Data Imputation is a statistical technique used in data preprocessing to handle missing or incomplete data in datasets. This process involves substituting the missing or invalid data entries with substituted values, allowing for more complete and accurate analysis in statistical and machine learning models. Data imputation is essential in many areas of research and industry, as missing data can lead to biased estimates, less efficient statistical power, and ultimately, poor decision-making.
Core Characteristics of Data Imputation
- Purpose and Importance: The primary purpose of data imputation is to prevent data loss by allowing the use of datasets that have missing entries, which is common in real-world data. Imputation improves the quality and completeness of data, thereby increasing the statistical power and accuracy of subsequent analyses.
- Common Methods of Imputation:
- Mean/Median/Mode Imputation: This involves replacing missing values with the mean, median, or mode of the non-missing entries in the column. This method is simple and fast but can lead to biased estimates if the data is not normally distributed.
- Hot-Deck Imputation: A random similar record from the dataset is used to impute the missing value. This method preserves the data distribution but can be computationally intensive.
- Regression Imputation: Missing values are estimated using regression techniques based on other, related variables in the data. While this can be more accurate than simpler methods, it may introduce bias if the model assumptions are not met.

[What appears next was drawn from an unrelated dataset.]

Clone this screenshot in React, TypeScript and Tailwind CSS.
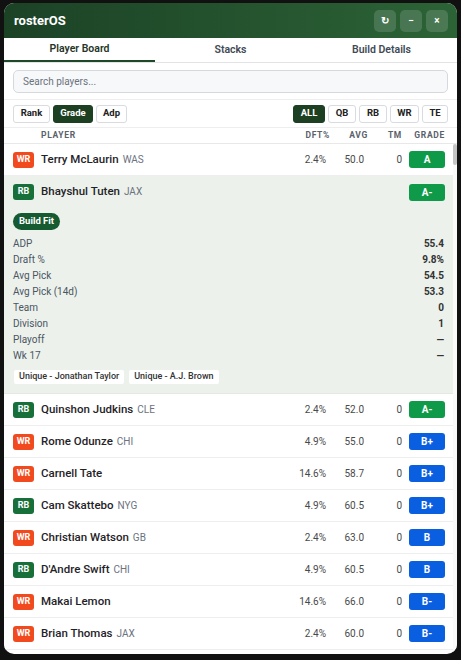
type Pos = 'WR' | 'RB';

interface Player {
  name: string;
  team?: string;
  pos: Pos;
  dft: string;
  avg: string;
  tm: string;
  grade: string;
  expanded?: boolean;
}

const players: Player[] = [
  { name: 'Terry McLaurin', team: 'WAS', pos: 'WR', dft: '2.4%', avg: '50.0', tm: '0', grade: 'A' },
  { name: 'Bhayshul Tuten', team: 'JAX', pos: 'RB', dft: '', avg: '', tm: '', grade: 'A-', expanded: true },
  { name: 'Quinshon Judkins', team: 'CLE', pos: 'RB', dft: '2.4%', avg: '52.0', tm: '0', grade: 'A-' },
  { name: 'Rome Odunze', team: 'CHI', pos: 'WR', dft: '4.9%', avg: '55.0', tm: '0', grade: 'B+' },
  { name: 'Carnell Tate', pos: 'WR', dft: '14.6%', avg: '58.7', tm: '0', grade: 'B+' },
  { name: 'Cam Skattebo', team: 'NYG', pos: 'RB', dft: '4.9%', avg: '60.5', tm: '0', grade: 'B+' },
  { name: 'Christian Watson', team: 'GB', pos: 'WR', dft: '2.4%', avg: '63.0', tm: '0', grade: 'B' },
  { name: "D'Andre Swift", team: 'CHI', pos: 'RB', dft: '4.9%', avg: '60.5', tm: '0', grade: 'B' },
  { name: 'Makai Lemon', pos: 'WR', dft: '14.6%', avg: '66.0', tm: '0', grade: 'B-' },
  { name: 'Brian Thomas', team: 'JAX', pos: 'WR', dft: '2.4%', avg: '60.0', tm: '0', grade: 'B-' },
];

const stats: [string, string][] = [
  ['ADP', '55.4'],
  ['Draft %', '9.8%'],
  ['Avg Pick', '54.5'],
  ['Avg Pick (14d)', '53.3'],
  ['Team', '0'],
  ['Division', '1'],
  ['Playoff', '—'],
  ['Wk 17', '—'],
];

function PosBadge({ pos }: { pos: Pos }) {
  return (
    <span
      className={`w-[21px] h-[16px] rounded-[3px] flex items-center justify-center text-[9px] font-bold text-white shrink-0 ${
        pos === 'WR' ? 'bg-[#f24a1f]' : 'bg-[#17703a]'
      }`}
    >
      {pos}
    </span>
  );
}

function GradeBadge({ grade }: { grade: string }) {
  const green = grade.startsWith('A');
  return (
    <span
      className={`w-[36px] h-[17px] rounded-[3px] flex items-center justify-center text-[10px] font-bold text-white ${
        green ? 'bg-[#0f9a4a]' : 'bg-[#0a5fe0]'
      }`}
    >
      {grade}
    </span>
  );
}

function NameCell({ p }: { p: Player }) {
  return (
    <div className="flex-1 flex items-center gap-[7px] min-w-0">
      <PosBadge pos={p.pos} />
      <span className="text-[11.5px] font-medium text-[#1f2328] whitespace-nowrap">
        {p.name}
        {p.team && <span className="ml-[4px] text-[10px] font-normal text-[#6b7280]">{p.team}</span>}
      </span>
    </div>
  );
}

function Row({ p }: { p: Player }) {
  return (
    <div className="h-[32px] flex items-center pl-[9px] pr-[8px] border-b border-[#eeeeee] bg-white">
      <NameCell p={p} />
      <div className="w-[50px] text-right text-[10px] text-[#4a4a4a]">{p.dft}</div>
      <div className="w-[38px] text-right text-[10px] text-[#4a4a4a]">{p.avg}</div>
      <div className="w-[38px] text-right text-[10px] text-[#4a4a4a]">{p.tm}</div>
      <div className="ml-[7px]">
        <GradeBadge grade={p.grade} />
      </div>
    </div>
  );
}

function ExpandedRow({ p }: { p: Player }) {
  return (
    <div className="bg-[#ecf1eb] border-b border-[#e3e8e2]">
      <div className="h-[32px] flex items-center pl-[9px] pr-[8px]">
        <NameCell p={p} />
        <div className="ml-[7px]">
          <GradeBadge grade={p.grade} />
        </div>
      </div>
      <div className="pl-[9px] pr-[9px] pt-[5px] pb-[9px]">
        <div className="flex">
          <span className="flex items-center h-[17px] px-[6px] rounded-full bg-[#155a31] text-white text-[9.5px] font-bold">
            Build Fit
          </span>
        </div>
        <div className="mt-[5px]">
          {stats.map(([k, v]) => (
            <div key={k} className="h-[16px] flex items-center justify-between text-[10px]">
              <span className="text-[#4b5563]">{k}</span>
              <span className="font-bold text-[#333]">{v}</span>
            </div>
          ))}
        </div>
        <div className="flex gap-[5px] mt-[7px] pl-[1px]">
          {['Unique - Jonathan Taylor', 'Unique - A.J. Brown'].map((t) => (
            <span key={t} className="h-[14px] px-[5px] flex items-center bg-white rounded-[2px] text-[9px] font-medium text-[#333]">
              {t}
            </span>
          ))}
        </div>
      </div>
    </div>
  );
}

function FilterBtn({ label, active, w }: { label: string; active?: boolean; w: string }) {
  return (
    <button
      className={`${w} h-[18px] rounded-[3px] border text-[9.5px] font-bold flex items-center justify-center ${
        active ? 'bg-[#1d3f22] border-[#1d3f22] text-white' : 'bg-white border-[#d8dbdf] text-[#222]'
      }`}
    >
      {label}
    </button>
  );
}

export default function App() {
  return (
    <div
      className="w-[461px] h-[660px] bg-[#111111] pt-[3px] pl-[4px] pr-[4px] pb-[6px]"
      style={{ fontFamily: 'Roboto, "Noto Sans", sans-serif' }}
    >
      <div className="h-full rounded-[10px] overflow-hidden bg-white flex flex-col">
        {/* title bar */}
        <div className="h-[35px] shrink-0 bg-gradient-to-r from-[#1c4226] to-[#2c6336] flex items-center pl-[10px] pr-[9px]">
          <span className="text-white font-bold text-[13px]">rosterOS</span>
          <div className="ml-auto flex gap-[4px]">
            {['↻', '−', '×'].map((g) => (
              <button
                key={g}
                className="w-[22px] h-[22px] rounded-[5px] bg-white/15 text-white text-[10px] font-bold flex items-center justify-center"
              >
                {g}
              </button>
            ))}
          </div>
        </div>

        {/* tabs */}
        <div className="h-[25px] shrink-0 flex border-b border-[#e2e4e6]">
          <div className="flex-1 flex items-center justify-center text-[10.5px] font-semibold text-[#253528] border-b-2 border-[#1f4a2a]">
            Player Board
          </div>
          <div className="flex-1 flex items-center justify-center text-[10.5px] font-semibold text-[#3f4a55]">
            Stacks
          </div>
          <div className="flex-1 flex items-center justify-center text-[10.5px] font-semibold text-[#3f4a55]">
            Build Details
          </div>
        </div>

        {/* search */}
        <div className="shrink-0 px-[9px] pt-[7px] pb-[6px] border-b border-[#eeeeee]">
          <div className="h-[23px] rounded-[5px] border border-[#d5d9de] bg-[#f7f8fa] flex items-center pl-[9px] text-[10px] text-[#6b7280]">
            Search players...
          </div>
        </div>

        {/* filters */}
        <div className="h-[28px] shrink-0 flex items-center px-[9px] border-b border-[#eeeeee]">
          <div className="flex gap-[3px]">
            <FilterBtn label="Rank" w="w-[37px]" />
            <FilterBtn label="Grade" active w="w-[40px]" />
            <FilterBtn label="Adp" w="w-[31px]" />
          </div>
          <div className="ml-auto flex gap-[3px]">
            <FilterBtn label="ALL" active w="w-[32px]" />
            <FilterBtn label="QB" w="w-[28px]" />
            <FilterBtn label="RB" w="w-[28px]" />
            <FilterBtn label="WR" w="w-[29px]" />
            <FilterBtn label="TE" w="w-[26px]" />
          </div>
        </div>

        {/* column header */}
        <div className="h-[16px] shrink-0 flex items-center pl-[37px] pr-[12px] border-b border-[#e8e8e8] text-[8.5px] font-bold tracking-[0.08em] text-[#59616b]">
          <div className="flex-1">PLAYER</div>
          <div className="w-[50px] text-right">DFT%</div>
          <div className="w-[38px] text-right">AVG</div>
          <div className="w-[34px] text-right">TM</div>
          <div className="w-[43px] text-right">GRADE</div>
        </div>

        {/* list */}
        <div className="flex-1 flex overflow-hidden">
          <div className="flex-1 overflow-hidden">
            {players.map((p) => (p.expanded ? <ExpandedRow key={p.name} p={p} /> : <Row key={p.name} p={p} />))}
          </div>
          <div className="w-[4px] bg-[#fafafa]">
            <div className="h-[21px] rounded-full bg-[#c4c4c4]" />
          </div>
        </div>
      </div>
    </div>
  );
}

- K-Nearest Neighbors (K-NN): Missing values are imputed using the mean or median of the K-nearest neighbors found in the dataset. The distance metric used to find nearest neighbors can significantly affect the imputation's accuracy.
- Multiple Imputation: This sophisticated technique involves creating multiple substitute values to reflect the uncertainty around the true value. It uses regression models and adds random error to the predictions, generating several complete datasets that are analyzed separately. The results are then pooled to produce estimates and standard errors that incorporate missing data uncertainty.
In summary, data imputation is a vital process in data analysis, enabling the use of incomplete datasets by filling in missing values with plausible estimates. The choice of imputation method depends on the nature of the data and the specific requirements of the analysis, balancing between complexity, computational efficiency, and the potential introduction of bias. Effective imputation can significantly enhance the insights derived from data analysis, making it a critical step in the preprocessing pipeline for data scientists and researchers across various fields.